Of course, prosecutors and the Pre-Trial Chamber may view the end game differently or weigh the political consequences differently. The Pre-Trial Chamber could decide independent of the politics involved that the investigation ought not proceed. For instance, perhaps it is not too late for Afghanistan to provide its confidential Status of Forces Agreement to the ICC as a way to limit its jurisdiction. The fact that the prosecutors have been willing to go forward does not mean that the Pre-Trial Chamber will. Relatedly, the PTC may be more sensitive to US threats or diplomacy—though if this administration pursues only threats and no diplomacy as outlined in Bolton’s speech, I think that makes the PTC more, not less, likely to press forward.

3. Move forward knowing a prosecution won’t happen

I think this might be the ICC’s endgame. The ICC has already shown its resolve to pursue prosecutions stalled when defendants were unavailable and likely to remain so, as evidenced by its indictments for Sudanese president Al-Bashir and Ugandan rebel warlord Joseph Kony. Similarly, Russia is extremely unlikely to cooperate in investigation on Ukrainian–Russian war of 2008. Allowing the prosecution to move forward shows the ICC’s commitment for accountability for all and helps dispel its perceived Africa bias. Taking a stand against US exceptionalism may help shore up support among states looking to score political points against the US. In fact, the stronger the US reaction, the better the global perception of the court even if it gives some refuge to authoritarian governments.
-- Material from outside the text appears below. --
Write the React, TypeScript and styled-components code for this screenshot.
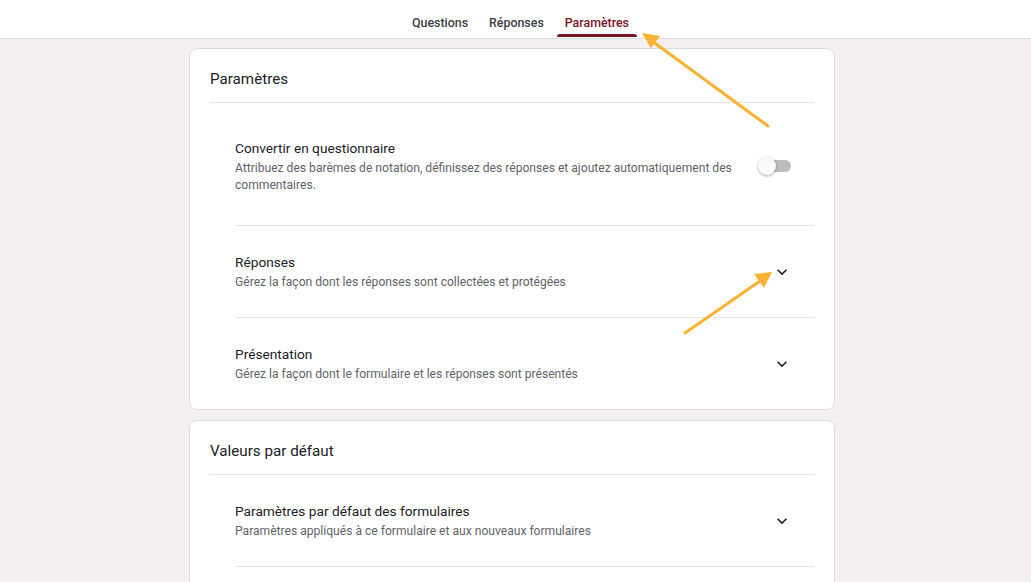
import React from "react";
import styled, {createGlobalStyle} from "styled-components";

const GlobalStyle = createGlobalStyle`
  html, body {
    margin: 0;
    padding: 0;
    background: #f4f0f0;
    font-family: Roboto, "Liberation Sans", Arial, sans-serif;
    color: #202124;
  }
  #root {
    min-height: 582px;
  }
`;

const tabs = ["Questions", "Réponses", "Paramètres"];

function ChevronDown() {
  return (
    <svg width="20" height="20" viewBox="0 0 24 24">
      <path
        d="M16.59 8.59L12 13.17 7.41 8.59 6 10l6 6 6-6z"
        fill="#202124"
      />
    </svg>
  );
}

function Arrows() {
  return (
    <Overlay width="1031" height="582" viewBox="0 0 1031 582">
      <g stroke="#fbb233" strokeWidth="3" strokeLinecap="round" fill="#fbb233">
        <line x1="768" y1="126" x2="652" y2="41" />
        <line x1="685" y1="333" x2="760" y2="281" />
      </g>
      <polygon points="642,33 660,36 651,48" fill="#fbb233" />
      <polygon points="772,272 764,288 754,274" fill="#fbb233" />
    </Overlay>
  );
}

function SettingRow({
  title,
  desc,
  control,
  first,
  last,
}: {
  title: string;
  desc: string;
  control: "toggle" | "chevron";
  first?: boolean;
  last?: boolean;
}) {
  return (
    <Row $first={first} $last={last}>
      <RowText>
        <RowTitle>{title}</RowTitle>
        <RowDesc>{desc}</RowDesc>
      </RowText>
      <RowControl>
        {control == "toggle" ? (
          <Switch>
            <Track />
            <Thumb />
          </Switch>
        ) : (
          <ChevronDown />
        )}
      </RowControl>
    </Row>
  );
}

export default function App() {
  return (
    <Page>
      <GlobalStyle />
      <Header>
        <Tabs>
          {tabs.map((t) => (
            <Tab key={t} $active={t == "Paramètres"}>
              {t}
            </Tab>
          ))}
        </Tabs>
      </Header>
      <Main>
        <Card>
          <CardTitle>Paramètres</CardTitle>
          <Rows>
            <SettingRow
              first
              title="Convertir en questionnaire"
              desc="Attribuez des barèmes de notation, définissez des réponses et ajoutez automatiquement des commentaires."
              control="toggle"
            />
            <SettingRow
              title="Réponses"
              desc="Gérez la façon dont les réponses sont collectées et protégées"
              control="chevron"
            />
            <SettingRow
              last
              title="Présentation"
              desc="Gérez la façon dont le formulaire et les réponses sont présentés"
              control="chevron"
            />
          </Rows>
        </Card>
        <Card $open>
          <CardTitle>Valeurs par défaut</CardTitle>
          <Rows>
            <SettingRow
              title="Paramètres par défaut des formulaires"
              desc="Paramètres appliqués à ce formulaire et aux nouveaux formulaires"
              control="chevron"
            />
          </Rows>
        </Card>
      </Main>
      <Arrows />
    </Page>
  );
}

const Page = styled.div`
  position: relative;
  width: 100%;
  height: 582px;
  overflow: hidden;
`;

const Header = styled.div`
  height: 38px;
  background: #fff;
  border-bottom: 1px solid #dadce0;
  display: flex;
  justify-content: center;
`;

const Tabs = styled.div`
  display: flex;
  align-items: stretch;
  gap: 5px;
  padding-left: 10px;
`;

const Tab = styled.div<{$active?: boolean}>`
  position: relative;
  display: flex;
  align-items: center;
  padding: 7px 8px 0;
  font-size: 12.4px;
  font-weight: 500;
  color: ${(p) => (p.$active ? "#7a1526" : "#3c4043")};
  &::after {
    content: "";
    display: ${(p) => (p.$active ? "block" : "none")};
    position: absolute;
    left: 0;
    right: 0;
    bottom: 1px;
    height: 3px;
    border-radius: 3px 3px 0 0;
    background: #7a1526;
  }
`;

const Main = styled.div`
  display: flex;
  flex-direction: column;
  align-items: center;
  gap: 10px;
  padding: 9px 7px 0 0;
`;

const Card = styled.div<{$open?: boolean}>`
  width: 646px;
  background: #fff;
  border: 1px solid #dadce0;
  border-radius: 8px;
  padding: 0 20px ${(p) => (p.$open ? "60px" : "0")};
  box-sizing: border-box;
`;

const CardTitle = styled.div`
  height: 54px;
  display: flex;
  align-items: center;
  padding-top: 6px;
  box-sizing: border-box;
  font-size: 15.2px;
  color: #202124;
  border-bottom: 1px solid #e3e3e3;
`;

const Rows = styled.div`
  padding-left: 25px;
`;

const Row = styled.div<{$first?: boolean; $last?: boolean}>`
  display: flex;
  align-items: center;
  padding: ${(p) => (p.$first ? "35px 0 31px" : "26px 0 26px")};
  border-bottom: ${(p) => (p.$last ? "none" : "1px solid #e3e3e3")};
`;

const RowText = styled.div`
  flex: 1;
  padding-right: 13px;
`;

const RowTitle = styled.div`
  font-size: 13.7px;
  line-height: 20px;
  color: #202124;
`;

const RowDesc = styled.div`
  font-size: 12.1px;
  line-height: 17px;
  color: #5f6368;
  margin-top: 2px;
`;

const RowControl = styled.div`
  width: 48px;
  display: flex;
  justify-content: center;
  align-items: center;
  margin-right: 8px;
`;

const Switch = styled.div`
  position: relative;
  width: 34px;
  height: 20px;
  display: flex;
  align-items: center;
  margin-right: 16px;
`;

const Track = styled.div`
  margin-left: 5px;
  width: 28px;
  height: 12px;
  border-radius: 6px;
  background: #bdbdbd;
`;

const Thumb = styled.div`
  position: absolute;
  left: 0;
  top: 1px;
  width: 18px;
  height: 18px;
  border-radius: 50%;
  background: #fafafa;
  box-shadow: 0 1px 3px rgba(0, 0, 0, 0.35);
`;

const Overlay = styled.svg`
  position: absolute;
  left: 0;
  top: 0;
  pointer-events: none;
`;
At the same time that US obstruction and impasse may be a political net win for the ICC, it may also be a win for the Trump administration. Even as it bolsters support for the ICC, states are unlikely to be in a position to risk the Trump administration’s wrath and directly assist in a prosecution of US soldiers by handing them over. At the same time, Bolton’s speech and any follow-on commentary allow the Trump administration to pursue a low-cost (given its assessment of costs and benefits) and high-profile strategy to fulfill its America First campaign promise. As I wrote here, the Trump administration’s America First policy was supported by the base, but it was unclear whether the administration would actually follow through. Early strikes in Syria and prevarication on the use of torture and targeting terrorists’ families suggested perhaps not, but alongside other efforts to undermine global governance, Bolton’s speech facilitates Trump’s end game of Promises made, promises kept.